» WHAT THE TASK ASKS
Make an exact copy of all the material below, apart from the pictures.
════════════════════
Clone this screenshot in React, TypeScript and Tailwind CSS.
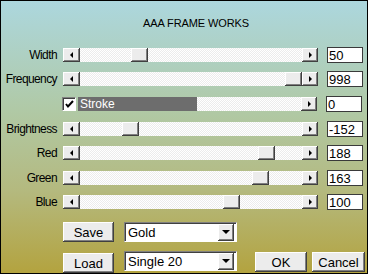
import React from 'react';

// classic raised 3d edge
const raised =
  'bg-[#ececec] shadow-[inset_-1px_-1px_#404040,inset_1px_1px_#ffffff,inset_-2px_-2px_#808080]';
const track =
  'bg-[conic-gradient(#ececec_25%,#ffffff_0_50%,#ececec_0_75%,#ffffff_0)] bg-[length:2px_2px]';

interface Row {
  label: string;
  value: string;
  thumb: number;
  mt: string;
}

const rows: Row[] = [
  { label: 'Width', value: '50', thumb: 51, mt: 'mt-[17px]' },
  { label: 'Frequency', value: '998', thumb: 205, mt: 'mt-[8px]' },
];

const rows2: Row[] = [
  { label: 'Brightness', value: '-152', thumb: 42, mt: 'mt-[9px]' },
  { label: 'Red', value: '188', thumb: 178, mt: 'mt-[8px]' },
  { label: 'Green', value: '163', thumb: 172, mt: 'mt-[9px]' },
  { label: 'Blue', value: '100', thumb: 143, mt: 'mt-[8px]' },
];

const LeftArrow = () => (
  <div className={`w-[17px] h-[14px] flex items-center justify-center ${raised}`}>
    <div className="w-0 h-0 border-y-[3px] border-y-transparent border-r-[3px] border-r-black" />
  </div>
);

const RightArrow = () => (
  <div className={`w-[16px] h-[14px] flex items-center justify-center ${raised}`}>
    <div className="w-0 h-0 border-y-[3px] border-y-transparent border-l-[3px] border-l-black" />
  </div>
);

const Edit: React.FC<{ value: string }> = ({ value }) => (
  <div className="ml-[9px] w-[36px] h-[16px] bg-white border border-[#3a3a3a] flex items-center pl-[1px] text-[13px] leading-none">
    {value}
  </div>
);

const SliderRow: React.FC<{ row: Row }> = ({ row }) => (
  <div className={`flex items-center h-[16px] ${row.mt}`}>
    <div className="w-[57px] text-right pr-[1px] text-[12px] leading-none tracking-[-0.6px] whitespace-nowrap">
      {row.label}
    </div>
    <div className="ml-[5px] flex">
      <LeftArrow />
      <div className={`relative w-[222px] h-[14px] ${track}`}>
        <div
          className={`absolute top-0 w-[17px] h-[14px] ${raised}`}
          style={{ left: row.thumb }}
        />
      </div>
      <RightArrow />
    </div>
    <Edit value={row.value} />
  </div>
);

const Combo: React.FC<{ text: string }> = ({ text }) => (
  <div className="ml-[10px] w-[113px] h-[20px] bg-white border-t border-l border-[#808080] border-r border-b border-r-white border-b-white shadow-[inset_1px_1px_#404040] flex items-center">
    <div className="flex-1 pl-[3px] text-[13px] leading-none">{text}</div>
    <div className={`w-[16px] h-[17px] mr-[2px] flex items-center justify-center ${raised}`}>
      <div className="w-0 h-0 border-x-[4px] border-x-transparent border-t-[4px] border-t-black" />
    </div>
  </div>
);

const Btn: React.FC<{ text: string; w: string; cls?: string }> = ({ text, w, cls = '' }) => (
  <div className={`${w} h-[20px] flex items-center justify-center text-[13px] leading-none ${raised} ${cls}`}>
    {text}
  </div>
);

export default function App() {
  return (
    <div className="w-[368px] h-[274px] overflow-hidden border border-black font-['Liberation_Sans',Arial,sans-serif] text-black bg-[linear-gradient(180deg,#acd7de_0%,#b0c9a6_40%,#b4b97e_70%,#b3a33f_100%)] flex flex-col">
      <div className="pl-[142px] pt-[15px] text-[11px] leading-[14px] tracking-[-0.1px] whitespace-nowrap">AAA FRAME WORKS</div>

      {rows.map((r) => (
        <SliderRow key={r.label} row={r} />
      ))}

      {/* Stroke row */}
      <div className="flex items-center h-[16px] mt-[9px]">
        <div className="ml-[61px] w-[14px] h-[14px] bg-white border-t border-l border-[#808080] border-r border-b border-r-white border-b-white shadow-[inset_1px_1px_#404040] flex items-center justify-center">
          <svg width="9" height="9" viewBox="0 0 9 9">
            <path d="M1 4 L3 6.5 L8 1" stroke="black" strokeWidth="2" fill="none" />
          </svg>
        </div>
        <div className="ml-[2px] w-[119px] h-[14px] bg-[#6d6d6d] text-white text-[12px] leading-[14px] pl-[2px]">
          Stroke
        </div>
        <div className={`w-[104px] h-[14px] ${track}`} />
        <RightArrow />
        <Edit value="0" />
      </div>

      {rows2.map((r) => (
        <SliderRow key={r.label} row={r} />
      ))}

      {/* presets */}
      <div className="flex items-end h-[20px] mt-[12px] pl-[62px]">
        <Btn text="Save" w="w-[51px]" cls="h-[18px]" />
        <Combo text="Gold" />
      </div>
      <div className="flex items-start h-[22px] mt-[9px] pl-[62px]">
        <Btn text="Load" w="w-[51px]" cls="mt-[2px]" />
        <Combo text="Single 20" />
        <Btn text="OK" w="w-[52px]" cls="ml-[18px] mt-[1px]" />
        <Btn text="Cancel" w="w-[53px]" cls="ml-[5px] mt-[1px]" />
      </div>
    </div>
  );
}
════════════════════
» RESPONSE TO THIS TASK
Clone this screenshot in React, TypeScript and Tailwind CSS.
import React from 'react';

// classic raised 3d edge
const raised =
  'bg-[#ececec] shadow-[inset_-1px_-1px_#404040,inset_1px_1px_#ffffff,inset_-2px_-2px_#808080]';
const track =
  'bg-[conic-gradient(#ececec_25%,#ffffff_0_50%,#ececec_0_75%,#ffffff_0)] bg-[length:2px_2px]';

interface Row {
  label: string;
  value: string;
  thumb: number;
  mt: string;
}

const rows: Row[] = [
  { label: 'Width', value: '50', thumb: 51, mt: 'mt-[17px]' },
  { label: 'Frequency', value: '998', thumb: 205, mt: 'mt-[8px]' },
];

const rows2: Row[] = [
  { label: 'Brightness', value: '-152', thumb: 42, mt: 'mt-[9px]' },
  { label: 'Red', value: '188', thumb: 178, mt: 'mt-[8px]' },
  { label: 'Green', value: '163', thumb: 172, mt: 'mt-[9px]' },
  { label: 'Blue', value: '100', thumb: 143, mt: 'mt-[8px]' },
];

const LeftArrow = () => (
  <div className={`w-[17px] h-[14px] flex items-center justify-center ${raised}`}>
    <div className="w-0 h-0 border-y-[3px] border-y-transparent border-r-[3px] border-r-black" />
  </div>
);

const RightArrow = () => (
  <div className={`w-[16px] h-[14px] flex items-center justify-center ${raised}`}>
    <div className="w-0 h-0 border-y-[3px] border-y-transparent border-l-[3px] border-l-black" />
  </div>
);

const Edit: React.FC<{ value: string }> = ({ value }) => (
  <div className="ml-[9px] w-[36px] h-[16px] bg-white border border-[#3a3a3a] flex items-center pl-[1px] text-[13px] leading-none">
    {value}
  </div>
);

const SliderRow: React.FC<{ row: Row }> = ({ row }) => (
  <div className={`flex items-center h-[16px] ${row.mt}`}>
    <div className="w-[57px] text-right pr-[1px] text-[12px] leading-none tracking-[-0.6px] whitespace-nowrap">
      {row.label}
    </div>
    <div className="ml-[5px] flex">
      <LeftArrow />
      <div className={`relative w-[222px] h-[14px] ${track}`}>
        <div
          className={`absolute top-0 w-[17px] h-[14px] ${raised}`}
          style={{ left: row.thumb }}
        />
      </div>
      <RightArrow />
    </div>
    <Edit value={row.value} />
  </div>
);

const Combo: React.FC<{ text: string }> = ({ text }) => (
  <div className="ml-[10px] w-[113px] h-[20px] bg-white border-t border-l border-[#808080] border-r border-b border-r-white border-b-white shadow-[inset_1px_1px_#404040] flex items-center">
    <div className="flex-1 pl-[3px] text-[13px] leading-none">{text}</div>
    <div className={`w-[16px] h-[17px] mr-[2px] flex items-center justify-center ${raised}`}>
      <div className="w-0 h-0 border-x-[4px] border-x-transparent border-t-[4px] border-t-black" />
    </div>
  </div>
);

const Btn: React.FC<{ text: string; w: string; cls?: string }> = ({ text, w, cls = '' }) => (
  <div className={`${w} h-[20px] flex items-center justify-center text-[13px] leading-none ${raised} ${cls}`}>
    {text}
  </div>
);

export default function App() {
  return (
    <div className="w-[368px] h-[274px] overflow-hidden border border-black font-['Liberation_Sans',Arial,sans-serif] text-black bg-[linear-gradient(180deg,#acd7de_0%,#b0c9a6_40%,#b4b97e_70%,#b3a33f_100%)] flex flex-col">
      <div className="pl-[142px] pt-[15px] text-[11px] leading-[14px] tracking-[-0.1px] whitespace-nowrap">AAA FRAME WORKS</div>

      {rows.map((r) => (
        <SliderRow key={r.label} row={r} />
      ))}

      {/* Stroke row */}
      <div className="flex items-center h-[16px] mt-[9px]">
        <div className="ml-[61px] w-[14px] h-[14px] bg-white border-t border-l border-[#808080] border-r border-b border-r-white border-b-white shadow-[inset_1px_1px_#404040] flex items-center justify-center">
          <svg width="9" height="9" viewBox="0 0 9 9">
            <path d="M1 4 L3 6.5 L8 1" stroke="black" strokeWidth="2" fill="none" />
          </svg>
        </div>
        <div className="ml-[2px] w-[119px] h-[14px] bg-[#6d6d6d] text-white text-[12px] leading-[14px] pl-[2px]">
          Stroke
        </div>
        <div className={`w-[104px] h-[14px] ${track}`} />
        <RightArrow />
        <Edit value="0" />
      </div>

      {rows2.map((r) => (
        <SliderRow key={r.label} row={r} />
      ))}

      {/* presets */}
      <div className="flex items-end h-[20px] mt-[12px] pl-[62px]">
        <Btn text="Save" w="w-[51px]" cls="h-[18px]" />
        <Combo text="Gold" />
      </div>
      <div className="flex items-start h-[22px] mt-[9px] pl-[62px]">
        <Btn text="Load" w="w-[51px]" cls="mt-[2px]" />
        <Combo text="Single 20" />
        <Btn text="OK" w="w-[52px]" cls="ml-[18px] mt-[1px]" />
        <Btn text="Cancel" w="w-[53px]" cls="ml-[5px] mt-[1px]" />
      </div>
    </div>
  );
}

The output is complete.